- WHAT THIS TASK INVOLVES -
Output the material word for word. Leave each picture out.

- GIVEN DATA -
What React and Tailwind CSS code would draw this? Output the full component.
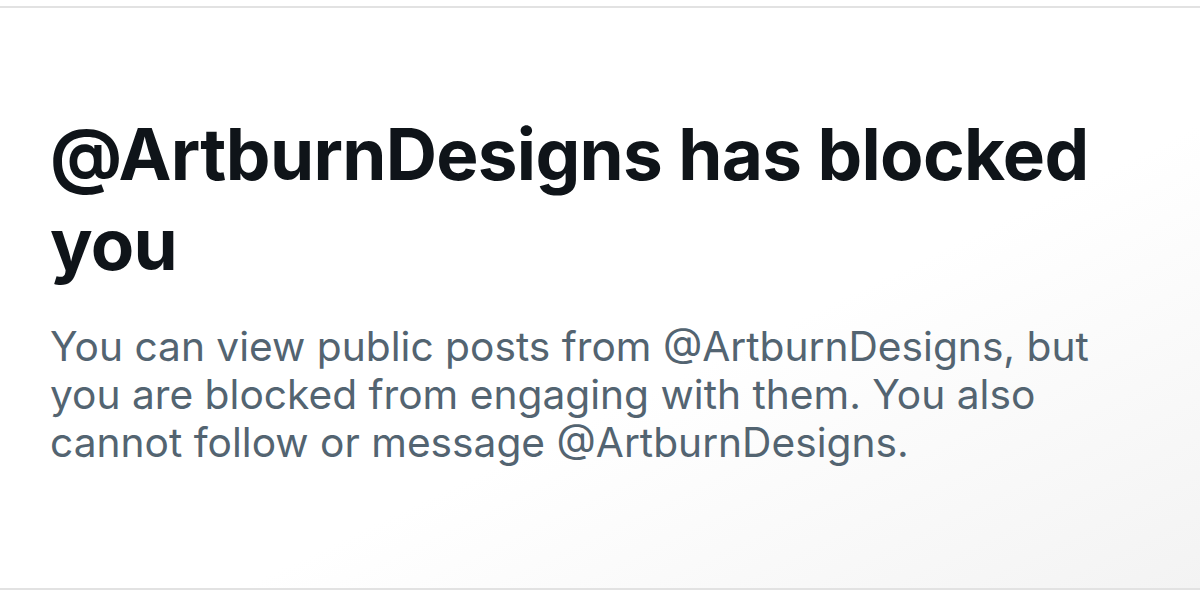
export default function App() {
  return (
    <div className="w-[1200px] h-[591px] bg-white pt-[6px] font-['Inter',sans-serif]">
      <div className="h-[584px] border-y-2 border-[#e2e2e2] bg-gradient-to-br from-white from-60% to-[#f3f3f3] pl-[50px] pt-[101px]">
        <h1 className="w-[1080px] text-[71px] leading-[90px] font-bold text-[#0f1419] tracking-[-0.7px]">
          @ArtburnDesigns has blocked you
        </h1>
        <p className="w-[1080px] mt-[34px] text-[40.7px] leading-[48px] text-[#536471]">
          You can view public posts from @ArtburnDesigns, but you are blocked from engaging with them. You also cannot follow or message @ArtburnDesigns.
        </p>
      </div>
    </div>
  )
}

- THE RESPONSE -
What React and Tailwind CSS code would draw this? Output the full component.
export default function App() {
  return (
    <div className="w-[1200px] h-[591px] bg-white pt-[6px] font-['Inter',sans-serif]">
      <div className="h-[584px] border-y-2 border-[#e2e2e2] bg-gradient-to-br from-white from-60% to-[#f3f3f3] pl-[50px] pt-[101px]">
        <h1 className="w-[1080px] text-[71px] leading-[90px] font-bold text-[#0f1419] tracking-[-0.7px]">
          @ArtburnDesigns has blocked you
        </h1>
        <p className="w-[1080px] mt-[34px] text-[40.7px] leading-[48px] text-[#536471]">
          You can view public posts from @ArtburnDesigns, but you are blocked from engaging with them. You also cannot follow or message @ArtburnDesigns.
        </p>
      </div>
    </div>
  )
}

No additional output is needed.